Rabbis are not intellectual vigilantes with the power or the right to find a halachic way whenever there is a societal will. It is not the job of a rabbi to teach people that they need not have a conscience or feel bad when they violate the Torah. Sometimes saying “it is forbidden” is the most compassionate response of all, for it saves one from surrendering the ability to ever live in accordance with God's will. We must be compassionate with all those who seek help, but simultaneously remain firm in what is right and what is wrong, and reject those who believe the Torah must bend to their will. No means no.

If someone wishes to convert to Judaism and accepts the entire Torah minus a single letter, he is categorically rejected. Such a person would be more “religious” than almost any of us, but we cannot allow him to join the Jewish people under such terms.

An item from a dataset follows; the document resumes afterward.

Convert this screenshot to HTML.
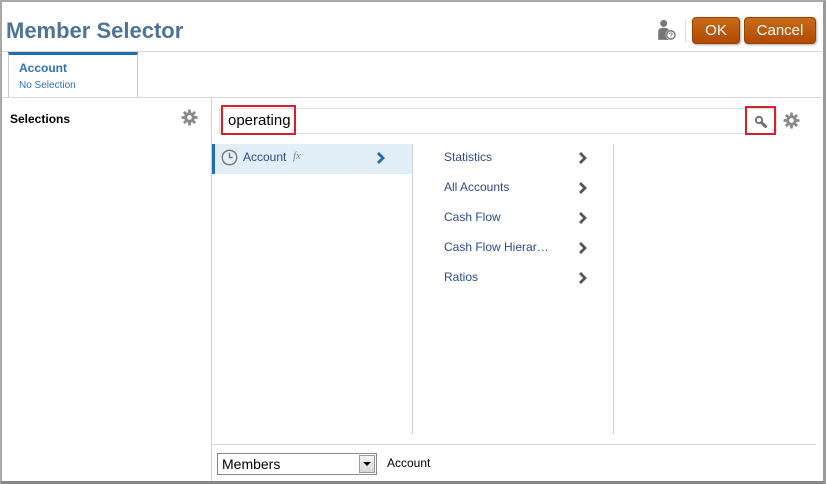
<!DOCTYPE html>
<html><head><style>
*{margin:0;padding:0;box-sizing:border-box}
body{width:826px;height:484px;background:#fff;font-family:"Liberation Sans",Arial,sans-serif;position:relative;overflow:hidden}
.a{position:absolute}
.frame{left:0;top:0;width:826px;height:484px;border:2px solid #a9a9a9;border-top-width:2px;border-right:3px solid #9a9a9a;border-bottom:3px solid #888}
.title{left:6px;top:18px;font-size:22px;font-weight:bold;color:#4d7396}
.btn{top:17px;height:27px;border-radius:4px;background:linear-gradient(#c96a1a,#b04a00);border:1px solid #9a4000;color:#fff;font-size:15px;text-align:center;line-height:25px;box-shadow:1px 1px 2px #aaa}
.hl{height:1px;background:#d8d8d8}
.vl{width:1px;background:#d0d0d0}
.item{left:444px;font-size:12px;color:#2e4b8c}
</style></head><body>
<div class="a frame"></div>
<div class="a title">Member Selector</div>
<svg class="a" style="left:656px;top:19px" width="22" height="22" viewBox="0 0 20 20"><circle cx="7" cy="4" r="3.2" fill="#777"/><path d="M2 19V11q0-3 5-3t5 3v8z" fill="#777"/><circle cx="13.5" cy="14.5" r="4.8" fill="#fff"/><circle cx="13.5" cy="14.5" r="3.8" fill="none" stroke="#777" stroke-width="1.3"/><text x="11.6" y="17" font-size="6.5" font-weight="bold" fill="#777" font-family="Liberation Sans">?</text></svg>
<div class="a vl" style="left:685px;top:20px;height:22px;background:#ddd"></div>
<div class="a btn" style="left:692px;width:48px">OK</div>
<div class="a btn" style="left:744px;width:72px">Cancel</div>
<div class="a hl" style="left:2px;top:51px;width:820px"></div>
<div class="a" style="left:8px;top:52px;width:130px;height:46px;border:1px solid #c8c8c8;border-top:3px solid #1f6eb5;border-bottom:none;background:#fff"></div>
<div class="a" style="left:19px;top:61px;font-size:12px;font-weight:bold;color:#2a73b8">Account</div>
<div class="a" style="left:19px;top:80px;font-size:10px;color:#2a73b8">No Selection</div>
<div class="a hl" style="left:2px;top:97px;width:820px"></div>
<div class="a vl" style="left:211px;top:98px;height:383px"></div>
<div class="a" style="left:10px;top:112px;font-size:12px;font-weight:bold;color:#000">Selections</div>
<svg class="a" style="left:181px;top:109px" width="17" height="17" viewBox="0 0 16 16"><g fill="#8a8a8a"><circle cx="8" cy="8" r="5"/><rect x="6.7" y="0.5" width="2.6" height="15" rx="0.5"/><rect x="6.7" y="0.5" width="2.6" height="15" rx="0.5" transform="rotate(45 8 8)"/><rect x="6.7" y="0.5" width="2.6" height="15" rx="0.5" transform="rotate(90 8 8)"/><rect x="6.7" y="0.5" width="2.6" height="15" rx="0.5" transform="rotate(135 8 8)"/></g><circle cx="8" cy="8" r="2.2" fill="#fff"/></svg>
<div class="a" style="left:219px;top:108px;width:558px;height:26px;border:1px solid #ddd"></div>
<div class="a" style="left:221px;top:105px;width:75px;height:30px;border:2px solid #d7202b"></div>
<div class="a" style="left:228px;top:112px;font-size:15px;color:#000">operating</div>
<div class="a" style="left:745px;top:106px;width:31px;height:29px;border:2px solid #d7202b"></div>
<svg class="a" style="left:754px;top:115px" width="13" height="13" viewBox="0 0 13 13"><circle cx="5" cy="5" r="3.2" fill="none" stroke="#6f6f6f" stroke-width="1.8"/><path d="M7.5 7.5L11.5 11.5" stroke="#6f6f6f" stroke-width="3" stroke-linecap="round"/></svg>
<svg class="a" style="left:783px;top:112px" width="17" height="17" viewBox="0 0 16 16"><g fill="#8a8a8a"><circle cx="8" cy="8" r="5"/><rect x="6.7" y="0.5" width="2.6" height="15" rx="0.5"/><rect x="6.7" y="0.5" width="2.6" height="15" rx="0.5" transform="rotate(45 8 8)"/><rect x="6.7" y="0.5" width="2.6" height="15" rx="0.5" transform="rotate(90 8 8)"/><rect x="6.7" y="0.5" width="2.6" height="15" rx="0.5" transform="rotate(135 8 8)"/></g><circle cx="8" cy="8" r="2.2" fill="#fff"/></svg>
<div class="a" style="left:212px;top:144px;width:200px;height:30px;background:#e2eef8;border-left:3px solid #1f6eb5"></div>
<svg class="a" style="left:221px;top:149px" width="17" height="17" viewBox="0 0 16 16"><circle cx="8" cy="8" r="6.8" fill="none" stroke="#777" stroke-width="1.3"/><path d="M8 3.5V8H11" fill="none" stroke="#777" stroke-width="1.3"/></svg>
<div class="a" style="left:243px;top:150px;font-size:12px;color:#2e4b8c">Account</div>
<div class="a" style="left:293px;top:150px;font-size:11px;font-style:italic;color:#888;font-family:'Liberation Serif',serif">fx</div>
<svg class="a" style="left:376px;top:151px" width="10" height="14" viewBox="0 0 10 14"><path d="M2 2L7 7L2 12" fill="none" stroke="#1f6eb5" stroke-width="2.8"/></svg>
<div class="a vl" style="left:412px;top:144px;height:290px"></div>
<div class="a vl" style="left:613px;top:144px;height:290px"></div>
<div class="a item" style="top:150px">Statistics</div>
<div class="a item" style="top:180px">All Accounts</div>
<div class="a item" style="top:210px">Cash Flow</div>
<div class="a item" style="top:240px">Cash Flow Hierar…</div>
<div class="a item" style="top:270px">Ratios</div>
<svg class="a" style="left:578px;top:151px" width="10" height="134" viewBox="0 0 10 134"><g fill="none" stroke="#555" stroke-width="2.8"><path d="M2 2L7 7L2 12"/><path d="M2 32L7 37L2 42"/><path d="M2 62L7 67L2 72"/><path d="M2 92L7 97L2 102"/><path d="M2 122L7 127L2 132"/></g></svg>
<div class="a hl" style="left:212px;top:444px;width:604px"></div>
<div class="a" style="left:217px;top:453px;width:160px;height:22px;border:1px solid #888;background:#fff"></div>
<div class="a" style="left:222px;top:456px;font-size:14px;color:#000">Members</div>
<div class="a" style="left:359px;top:455px;width:16px;height:18px;background:linear-gradient(#f4f4f4,#d8d8d8);border:1px solid #999"></div>
<div class="a" style="left:363px;top:462px;width:0;height:0;border-left:4px solid transparent;border-right:4px solid transparent;border-top:4px solid #000"></div>
<div class="a" style="left:387px;top:456px;font-size:12px;color:#000">Account</div>
</body></html>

Similarly, a Jew who accepts all the mitzvos except one that he believes is not eternal, immutable, and a Heavenly obligation for all Jews cannot call himself Orthodox. The same goes for any rabbi who supports such an ideology.

Such a rabbi might be a great scholar with a kind heart, and he may do many good deeds. He may be many things. But he is not an Orthodox rabbi, and his teachings should not be allowed to draw others down the dangerous path of erosion.

The more open segments of the Orthodox world have allowed far too many foreign values to seep into their thinking, and have lost the willingness to take a firm moral stand against these values. They are worried what everyone else will say, and have lost their fear of what God will say when they stand before the Heavenly Court.

We are not Orthodox Jews because it is always convenient or popular. We are Orthodox Jews because we turn to the Torah to decide right and wrong, and allow nothing else to influence our moral determinations. Rabbis who do it differently might be nice people, but they are not Orthodox, and their teachings are null and void.